▸ **WRITTEN REQUEST**: Print, exactly as they stand, the lines from the start of the listing to the line containing "const [another, setAnother]", inclusive.

(Records from a data collection)

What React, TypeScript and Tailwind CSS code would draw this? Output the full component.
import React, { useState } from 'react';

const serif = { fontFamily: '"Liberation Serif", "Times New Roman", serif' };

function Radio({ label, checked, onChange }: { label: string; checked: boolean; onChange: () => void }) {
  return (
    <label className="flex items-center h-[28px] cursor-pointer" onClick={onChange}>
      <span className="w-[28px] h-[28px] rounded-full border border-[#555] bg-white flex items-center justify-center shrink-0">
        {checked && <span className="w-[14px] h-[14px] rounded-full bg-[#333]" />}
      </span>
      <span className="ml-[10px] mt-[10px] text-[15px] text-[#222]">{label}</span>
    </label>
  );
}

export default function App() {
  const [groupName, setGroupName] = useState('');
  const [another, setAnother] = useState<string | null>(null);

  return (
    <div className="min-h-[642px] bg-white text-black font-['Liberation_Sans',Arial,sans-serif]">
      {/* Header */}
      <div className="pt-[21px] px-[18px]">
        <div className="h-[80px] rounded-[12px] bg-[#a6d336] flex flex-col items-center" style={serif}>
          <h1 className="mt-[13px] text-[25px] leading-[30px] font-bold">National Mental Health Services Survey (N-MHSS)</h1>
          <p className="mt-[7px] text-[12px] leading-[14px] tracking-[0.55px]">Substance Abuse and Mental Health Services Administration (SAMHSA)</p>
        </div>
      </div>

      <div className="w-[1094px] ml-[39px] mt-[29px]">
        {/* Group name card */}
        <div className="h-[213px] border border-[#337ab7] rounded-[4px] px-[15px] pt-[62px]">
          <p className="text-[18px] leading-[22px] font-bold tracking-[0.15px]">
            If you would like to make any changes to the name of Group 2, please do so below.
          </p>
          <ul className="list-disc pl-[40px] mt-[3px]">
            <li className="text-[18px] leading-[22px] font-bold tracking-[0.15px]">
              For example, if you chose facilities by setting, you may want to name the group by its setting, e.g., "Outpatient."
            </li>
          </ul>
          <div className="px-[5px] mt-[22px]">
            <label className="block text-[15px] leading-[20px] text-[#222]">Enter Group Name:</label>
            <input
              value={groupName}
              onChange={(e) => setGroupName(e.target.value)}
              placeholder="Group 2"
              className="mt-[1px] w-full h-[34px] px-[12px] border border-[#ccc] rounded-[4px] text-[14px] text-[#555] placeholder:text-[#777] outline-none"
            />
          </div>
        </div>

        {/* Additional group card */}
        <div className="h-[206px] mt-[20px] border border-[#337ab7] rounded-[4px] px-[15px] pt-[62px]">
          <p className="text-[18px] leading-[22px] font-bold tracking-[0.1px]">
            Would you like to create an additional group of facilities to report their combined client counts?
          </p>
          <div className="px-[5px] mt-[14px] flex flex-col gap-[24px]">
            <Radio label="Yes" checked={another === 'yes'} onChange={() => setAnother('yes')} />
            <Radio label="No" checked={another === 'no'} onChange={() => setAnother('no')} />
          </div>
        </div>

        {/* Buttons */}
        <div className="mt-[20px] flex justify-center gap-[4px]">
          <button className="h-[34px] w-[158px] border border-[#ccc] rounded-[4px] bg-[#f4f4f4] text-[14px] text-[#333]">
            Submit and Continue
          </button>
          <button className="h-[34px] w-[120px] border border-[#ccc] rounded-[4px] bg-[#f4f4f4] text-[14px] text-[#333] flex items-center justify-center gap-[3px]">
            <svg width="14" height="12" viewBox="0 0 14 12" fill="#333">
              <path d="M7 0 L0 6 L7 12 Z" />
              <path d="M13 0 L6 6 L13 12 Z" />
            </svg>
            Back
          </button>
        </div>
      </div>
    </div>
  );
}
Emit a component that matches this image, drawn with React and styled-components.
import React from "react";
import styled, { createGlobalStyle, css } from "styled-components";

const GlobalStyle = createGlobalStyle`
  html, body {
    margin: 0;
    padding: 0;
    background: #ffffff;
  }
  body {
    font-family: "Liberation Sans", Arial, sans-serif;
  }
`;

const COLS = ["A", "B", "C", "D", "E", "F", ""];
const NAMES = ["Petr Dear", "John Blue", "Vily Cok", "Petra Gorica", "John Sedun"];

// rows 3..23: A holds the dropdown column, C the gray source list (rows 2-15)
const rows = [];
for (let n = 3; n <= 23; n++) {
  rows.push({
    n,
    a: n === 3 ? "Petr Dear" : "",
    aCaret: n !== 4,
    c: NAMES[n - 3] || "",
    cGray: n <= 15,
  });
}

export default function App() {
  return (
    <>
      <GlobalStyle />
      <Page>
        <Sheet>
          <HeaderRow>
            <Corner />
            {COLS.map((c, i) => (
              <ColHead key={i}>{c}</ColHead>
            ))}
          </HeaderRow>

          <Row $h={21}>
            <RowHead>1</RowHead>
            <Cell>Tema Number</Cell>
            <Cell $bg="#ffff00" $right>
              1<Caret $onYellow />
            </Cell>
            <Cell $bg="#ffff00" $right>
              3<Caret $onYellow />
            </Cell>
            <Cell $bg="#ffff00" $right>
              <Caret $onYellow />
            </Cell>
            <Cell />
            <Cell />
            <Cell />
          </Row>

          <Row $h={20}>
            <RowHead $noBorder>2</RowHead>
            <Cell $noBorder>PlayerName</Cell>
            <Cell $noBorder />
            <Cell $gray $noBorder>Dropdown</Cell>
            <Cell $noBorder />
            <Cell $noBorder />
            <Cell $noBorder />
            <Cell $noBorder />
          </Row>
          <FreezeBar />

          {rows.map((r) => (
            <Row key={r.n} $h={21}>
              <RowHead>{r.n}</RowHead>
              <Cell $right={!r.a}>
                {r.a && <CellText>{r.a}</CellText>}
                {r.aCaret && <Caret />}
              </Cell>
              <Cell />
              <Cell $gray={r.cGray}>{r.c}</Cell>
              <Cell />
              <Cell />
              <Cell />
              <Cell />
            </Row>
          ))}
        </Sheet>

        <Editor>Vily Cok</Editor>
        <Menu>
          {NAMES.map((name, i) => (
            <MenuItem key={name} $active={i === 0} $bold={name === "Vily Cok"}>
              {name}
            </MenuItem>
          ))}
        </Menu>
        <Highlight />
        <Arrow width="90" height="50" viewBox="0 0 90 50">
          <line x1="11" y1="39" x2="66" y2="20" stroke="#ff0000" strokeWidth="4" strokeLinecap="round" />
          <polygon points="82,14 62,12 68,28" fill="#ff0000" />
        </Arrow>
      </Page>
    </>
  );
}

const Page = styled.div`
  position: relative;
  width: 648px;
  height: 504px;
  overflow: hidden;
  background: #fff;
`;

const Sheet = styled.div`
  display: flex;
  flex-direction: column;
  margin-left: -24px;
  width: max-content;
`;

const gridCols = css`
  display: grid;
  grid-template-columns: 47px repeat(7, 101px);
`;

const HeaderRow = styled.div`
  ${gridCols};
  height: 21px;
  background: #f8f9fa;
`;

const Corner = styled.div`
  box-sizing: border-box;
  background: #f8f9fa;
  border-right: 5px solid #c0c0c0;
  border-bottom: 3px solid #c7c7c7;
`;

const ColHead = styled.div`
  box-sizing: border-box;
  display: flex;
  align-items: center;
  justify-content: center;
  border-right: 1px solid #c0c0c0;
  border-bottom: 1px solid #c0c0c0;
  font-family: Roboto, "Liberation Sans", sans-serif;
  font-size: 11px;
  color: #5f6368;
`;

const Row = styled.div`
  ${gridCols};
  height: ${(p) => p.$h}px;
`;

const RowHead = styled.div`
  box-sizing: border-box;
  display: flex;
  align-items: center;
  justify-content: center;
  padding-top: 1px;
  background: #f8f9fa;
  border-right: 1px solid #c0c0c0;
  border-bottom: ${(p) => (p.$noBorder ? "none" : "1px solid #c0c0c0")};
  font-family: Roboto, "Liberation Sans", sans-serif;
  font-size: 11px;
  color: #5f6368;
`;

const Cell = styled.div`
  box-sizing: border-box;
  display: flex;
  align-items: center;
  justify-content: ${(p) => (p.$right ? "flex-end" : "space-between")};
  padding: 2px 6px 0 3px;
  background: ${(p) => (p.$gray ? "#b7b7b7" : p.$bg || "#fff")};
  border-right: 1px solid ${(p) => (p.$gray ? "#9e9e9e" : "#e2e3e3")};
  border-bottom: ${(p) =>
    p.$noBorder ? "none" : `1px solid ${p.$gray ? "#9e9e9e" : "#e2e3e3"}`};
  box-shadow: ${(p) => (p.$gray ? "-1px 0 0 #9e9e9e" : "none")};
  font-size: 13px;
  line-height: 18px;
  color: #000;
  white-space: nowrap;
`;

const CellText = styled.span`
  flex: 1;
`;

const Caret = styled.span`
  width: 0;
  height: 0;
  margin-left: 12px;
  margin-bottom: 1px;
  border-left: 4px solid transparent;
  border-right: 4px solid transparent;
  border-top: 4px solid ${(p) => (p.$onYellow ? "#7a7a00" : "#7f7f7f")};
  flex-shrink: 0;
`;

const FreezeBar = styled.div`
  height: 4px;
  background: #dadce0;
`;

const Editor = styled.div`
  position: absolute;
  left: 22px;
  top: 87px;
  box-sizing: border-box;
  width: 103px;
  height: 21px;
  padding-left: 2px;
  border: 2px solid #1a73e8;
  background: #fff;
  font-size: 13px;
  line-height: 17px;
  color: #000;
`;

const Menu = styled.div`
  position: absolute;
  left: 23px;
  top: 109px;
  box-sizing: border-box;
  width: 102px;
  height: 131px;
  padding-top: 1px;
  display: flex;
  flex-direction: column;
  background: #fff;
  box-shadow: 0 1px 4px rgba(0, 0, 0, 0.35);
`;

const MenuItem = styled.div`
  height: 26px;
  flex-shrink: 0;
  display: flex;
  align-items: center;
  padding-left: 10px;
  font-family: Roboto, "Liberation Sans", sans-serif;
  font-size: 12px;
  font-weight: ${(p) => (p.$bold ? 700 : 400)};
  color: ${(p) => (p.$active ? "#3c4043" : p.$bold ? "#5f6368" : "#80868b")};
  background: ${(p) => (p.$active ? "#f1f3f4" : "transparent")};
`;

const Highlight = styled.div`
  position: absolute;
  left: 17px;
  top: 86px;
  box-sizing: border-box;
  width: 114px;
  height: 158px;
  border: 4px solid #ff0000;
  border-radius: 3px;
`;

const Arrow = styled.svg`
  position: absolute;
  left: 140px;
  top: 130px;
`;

▸ **ANSWER**:
What React, TypeScript and Tailwind CSS code would draw this? Output the full component.
import React, { useState } from 'react';

const serif = { fontFamily: '"Liberation Serif", "Times New Roman", serif' };

function Radio({ label, checked, onChange }: { label: string; checked: boolean; onChange: () => void }) {
  return (
    <label className="flex items-center h-[28px] cursor-pointer" onClick={onChange}>
      <span className="w-[28px] h-[28px] rounded-full border border-[#555] bg-white flex items-center justify-center shrink-0">
        {checked && <span className="w-[14px] h-[14px] rounded-full bg-[#333]" />}
      </span>
      <span className="ml-[10px] mt-[10px] text-[15px] text-[#222]">{label}</span>
    </label>
  );
}

export default function App() {
  const [groupName, setGroupName] = useState('');
  const [another, setAnother] = useState<string | null>(null);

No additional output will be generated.